Information provided
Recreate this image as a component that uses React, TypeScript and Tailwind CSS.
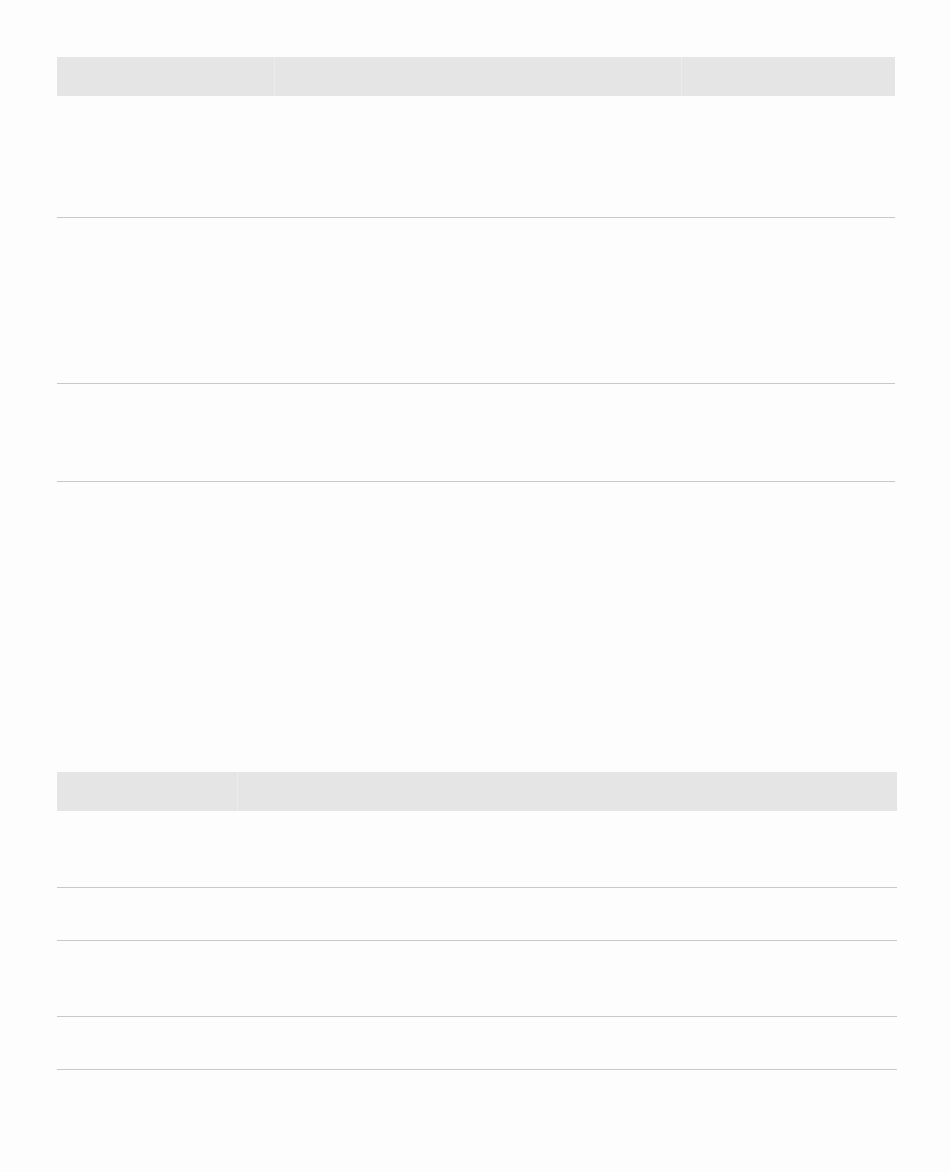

...

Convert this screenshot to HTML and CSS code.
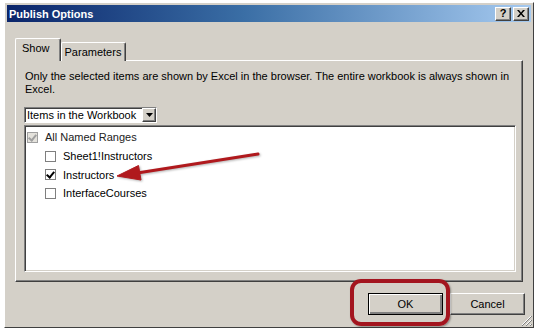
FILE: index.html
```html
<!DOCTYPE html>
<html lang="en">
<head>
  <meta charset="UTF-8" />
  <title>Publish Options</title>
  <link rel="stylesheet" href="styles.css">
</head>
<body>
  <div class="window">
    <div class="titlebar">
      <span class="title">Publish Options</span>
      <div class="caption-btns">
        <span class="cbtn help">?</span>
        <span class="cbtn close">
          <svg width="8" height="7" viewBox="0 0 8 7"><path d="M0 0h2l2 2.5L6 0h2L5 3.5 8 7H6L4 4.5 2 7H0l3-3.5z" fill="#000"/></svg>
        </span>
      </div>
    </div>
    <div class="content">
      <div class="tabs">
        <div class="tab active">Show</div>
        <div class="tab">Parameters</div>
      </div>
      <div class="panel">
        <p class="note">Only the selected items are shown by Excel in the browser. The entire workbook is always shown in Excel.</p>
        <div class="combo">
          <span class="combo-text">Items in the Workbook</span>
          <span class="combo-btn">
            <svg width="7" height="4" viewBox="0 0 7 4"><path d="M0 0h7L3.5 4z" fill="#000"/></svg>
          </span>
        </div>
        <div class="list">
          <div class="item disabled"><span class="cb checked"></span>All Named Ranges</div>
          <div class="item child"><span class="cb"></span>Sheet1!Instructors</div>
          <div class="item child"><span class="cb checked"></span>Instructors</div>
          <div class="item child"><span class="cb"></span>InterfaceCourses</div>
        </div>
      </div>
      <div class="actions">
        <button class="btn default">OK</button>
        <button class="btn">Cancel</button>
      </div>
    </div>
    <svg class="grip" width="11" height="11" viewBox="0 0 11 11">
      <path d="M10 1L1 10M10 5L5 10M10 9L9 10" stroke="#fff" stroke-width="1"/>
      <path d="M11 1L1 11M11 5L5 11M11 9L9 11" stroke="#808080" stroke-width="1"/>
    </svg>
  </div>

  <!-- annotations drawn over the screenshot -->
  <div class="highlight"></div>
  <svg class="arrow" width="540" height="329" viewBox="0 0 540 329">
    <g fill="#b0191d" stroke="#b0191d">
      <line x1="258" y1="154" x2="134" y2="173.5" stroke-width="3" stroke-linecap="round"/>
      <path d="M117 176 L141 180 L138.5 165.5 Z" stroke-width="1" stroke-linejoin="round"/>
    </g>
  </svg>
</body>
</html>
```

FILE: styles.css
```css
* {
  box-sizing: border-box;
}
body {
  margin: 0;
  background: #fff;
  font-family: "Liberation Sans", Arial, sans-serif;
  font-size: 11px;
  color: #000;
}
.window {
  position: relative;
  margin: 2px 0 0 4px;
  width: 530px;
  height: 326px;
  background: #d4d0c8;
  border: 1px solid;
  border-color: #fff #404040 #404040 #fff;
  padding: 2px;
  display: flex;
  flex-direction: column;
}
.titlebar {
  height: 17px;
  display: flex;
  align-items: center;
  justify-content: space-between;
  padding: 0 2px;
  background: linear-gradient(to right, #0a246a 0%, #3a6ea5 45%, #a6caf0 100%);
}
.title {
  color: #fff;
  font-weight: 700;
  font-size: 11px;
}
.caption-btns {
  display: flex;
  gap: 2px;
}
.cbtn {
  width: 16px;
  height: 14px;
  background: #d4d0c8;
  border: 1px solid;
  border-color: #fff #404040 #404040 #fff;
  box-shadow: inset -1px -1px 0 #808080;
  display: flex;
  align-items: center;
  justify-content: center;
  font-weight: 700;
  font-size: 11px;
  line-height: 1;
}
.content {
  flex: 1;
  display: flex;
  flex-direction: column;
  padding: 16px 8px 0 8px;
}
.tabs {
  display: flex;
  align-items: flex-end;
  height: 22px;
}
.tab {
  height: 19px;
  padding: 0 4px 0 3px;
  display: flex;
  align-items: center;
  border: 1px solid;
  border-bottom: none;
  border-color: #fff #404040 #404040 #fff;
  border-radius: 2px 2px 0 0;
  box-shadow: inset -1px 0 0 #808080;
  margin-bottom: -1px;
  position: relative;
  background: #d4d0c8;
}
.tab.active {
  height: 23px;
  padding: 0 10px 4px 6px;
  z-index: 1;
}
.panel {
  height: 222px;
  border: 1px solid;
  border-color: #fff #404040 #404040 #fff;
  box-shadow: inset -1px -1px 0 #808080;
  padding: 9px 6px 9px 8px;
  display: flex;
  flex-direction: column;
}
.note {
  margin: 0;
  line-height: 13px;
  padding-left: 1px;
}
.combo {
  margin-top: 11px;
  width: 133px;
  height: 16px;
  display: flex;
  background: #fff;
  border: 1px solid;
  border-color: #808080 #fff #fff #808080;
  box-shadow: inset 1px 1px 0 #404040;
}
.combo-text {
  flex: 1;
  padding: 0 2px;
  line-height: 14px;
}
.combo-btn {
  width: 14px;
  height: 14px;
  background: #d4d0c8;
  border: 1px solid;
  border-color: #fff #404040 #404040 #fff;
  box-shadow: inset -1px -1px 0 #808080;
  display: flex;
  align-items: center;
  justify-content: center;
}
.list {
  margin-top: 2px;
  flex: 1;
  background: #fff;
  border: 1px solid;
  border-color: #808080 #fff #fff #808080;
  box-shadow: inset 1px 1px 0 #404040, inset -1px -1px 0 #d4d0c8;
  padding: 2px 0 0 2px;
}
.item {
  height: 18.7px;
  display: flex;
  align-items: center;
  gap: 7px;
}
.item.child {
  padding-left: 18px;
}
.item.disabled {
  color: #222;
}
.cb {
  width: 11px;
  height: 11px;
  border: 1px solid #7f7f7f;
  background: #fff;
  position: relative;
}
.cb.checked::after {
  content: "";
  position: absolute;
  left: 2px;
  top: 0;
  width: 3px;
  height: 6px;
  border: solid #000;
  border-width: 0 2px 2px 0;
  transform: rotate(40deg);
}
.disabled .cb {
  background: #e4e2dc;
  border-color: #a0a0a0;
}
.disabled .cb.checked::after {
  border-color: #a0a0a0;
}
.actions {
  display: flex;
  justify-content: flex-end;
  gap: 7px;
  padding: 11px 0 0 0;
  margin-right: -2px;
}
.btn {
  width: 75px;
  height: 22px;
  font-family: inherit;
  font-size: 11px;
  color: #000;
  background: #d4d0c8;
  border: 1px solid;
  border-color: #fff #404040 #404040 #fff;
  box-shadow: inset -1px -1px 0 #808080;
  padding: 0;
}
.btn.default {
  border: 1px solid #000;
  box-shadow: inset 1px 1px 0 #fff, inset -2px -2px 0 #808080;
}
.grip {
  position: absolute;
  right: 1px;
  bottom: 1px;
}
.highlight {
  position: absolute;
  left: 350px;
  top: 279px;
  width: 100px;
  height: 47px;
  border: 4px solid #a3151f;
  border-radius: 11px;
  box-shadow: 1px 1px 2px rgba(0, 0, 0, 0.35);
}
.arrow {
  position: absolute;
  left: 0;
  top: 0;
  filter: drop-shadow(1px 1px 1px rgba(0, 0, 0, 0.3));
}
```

Task instructions
Pull out all lines containing the word "this" from the entries above.

Reply to the exercise
Recreate this image as a component that uses React, TypeScript and Tailwind CSS.
Convert this screenshot to HTML and CSS code.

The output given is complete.